• THE REQUEST: Write out the material exactly. Do not include the pictures.

• PROVIDED DATA:
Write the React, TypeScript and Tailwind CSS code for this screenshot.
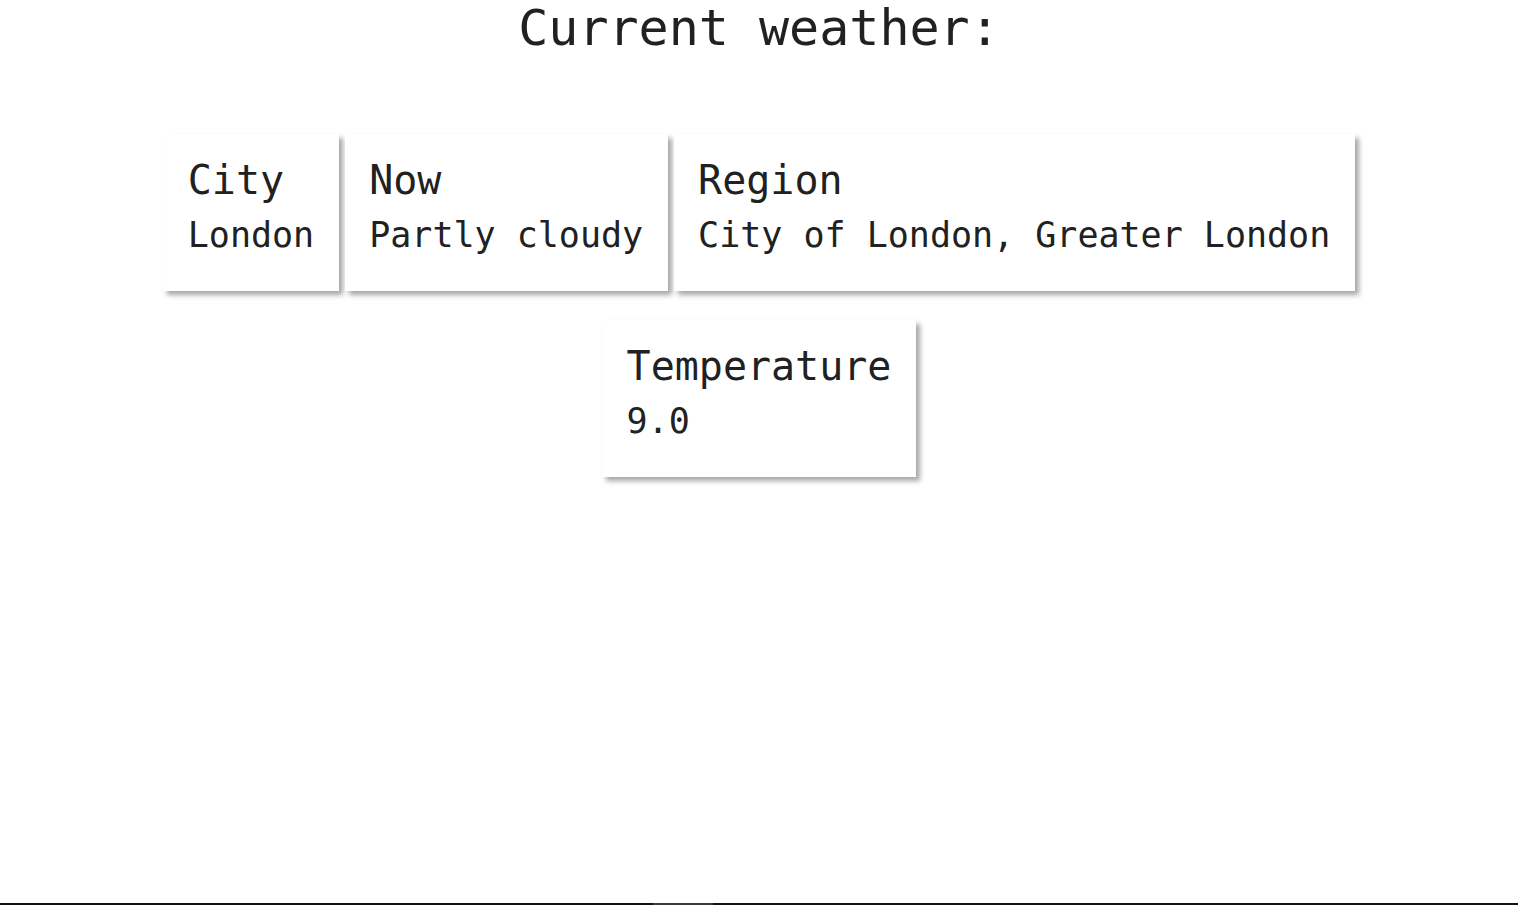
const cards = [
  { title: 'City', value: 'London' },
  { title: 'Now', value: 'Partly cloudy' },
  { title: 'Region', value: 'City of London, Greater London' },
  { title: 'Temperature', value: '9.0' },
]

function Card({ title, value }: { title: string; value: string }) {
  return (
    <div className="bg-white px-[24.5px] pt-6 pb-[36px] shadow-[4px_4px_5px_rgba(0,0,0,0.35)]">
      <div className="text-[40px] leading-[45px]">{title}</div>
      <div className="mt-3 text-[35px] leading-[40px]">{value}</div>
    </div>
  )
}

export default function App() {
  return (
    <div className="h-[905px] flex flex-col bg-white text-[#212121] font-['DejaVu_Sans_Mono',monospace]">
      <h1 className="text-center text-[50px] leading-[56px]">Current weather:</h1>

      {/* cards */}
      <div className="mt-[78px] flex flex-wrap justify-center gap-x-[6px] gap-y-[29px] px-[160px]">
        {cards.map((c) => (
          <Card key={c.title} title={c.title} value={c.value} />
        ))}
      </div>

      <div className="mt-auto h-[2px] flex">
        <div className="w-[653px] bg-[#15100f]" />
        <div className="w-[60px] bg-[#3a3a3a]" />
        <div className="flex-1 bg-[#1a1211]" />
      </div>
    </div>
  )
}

• TASK RESULT:
Write the React, TypeScript and Tailwind CSS code for this screenshot.
const cards = [
  { title: 'City', value: 'London' },
  { title: 'Now', value: 'Partly cloudy' },
  { title: 'Region', value: 'City of London, Greater London' },
  { title: 'Temperature', value: '9.0' },
]

function Card({ title, value }: { title: string; value: string }) {
  return (
    <div className="bg-white px-[24.5px] pt-6 pb-[36px] shadow-[4px_4px_5px_rgba(0,0,0,0.35)]">
      <div className="text-[40px] leading-[45px]">{title}</div>
      <div className="mt-3 text-[35px] leading-[40px]">{value}</div>
    </div>
  )
}

export default function App() {
  return (
    <div className="h-[905px] flex flex-col bg-white text-[#212121] font-['DejaVu_Sans_Mono',monospace]">
      <h1 className="text-center text-[50px] leading-[56px]">Current weather:</h1>

      {/* cards */}
      <div className="mt-[78px] flex flex-wrap justify-center gap-x-[6px] gap-y-[29px] px-[160px]">
        {cards.map((c) => (
          <Card key={c.title} title={c.title} value={c.value} />
        ))}
      </div>

      <div className="mt-auto h-[2px] flex">
        <div className="w-[653px] bg-[#15100f]" />
        <div className="w-[60px] bg-[#3a3a3a]" />
        <div className="flex-1 bg-[#1a1211]" />
      </div>
    </div>
  )
}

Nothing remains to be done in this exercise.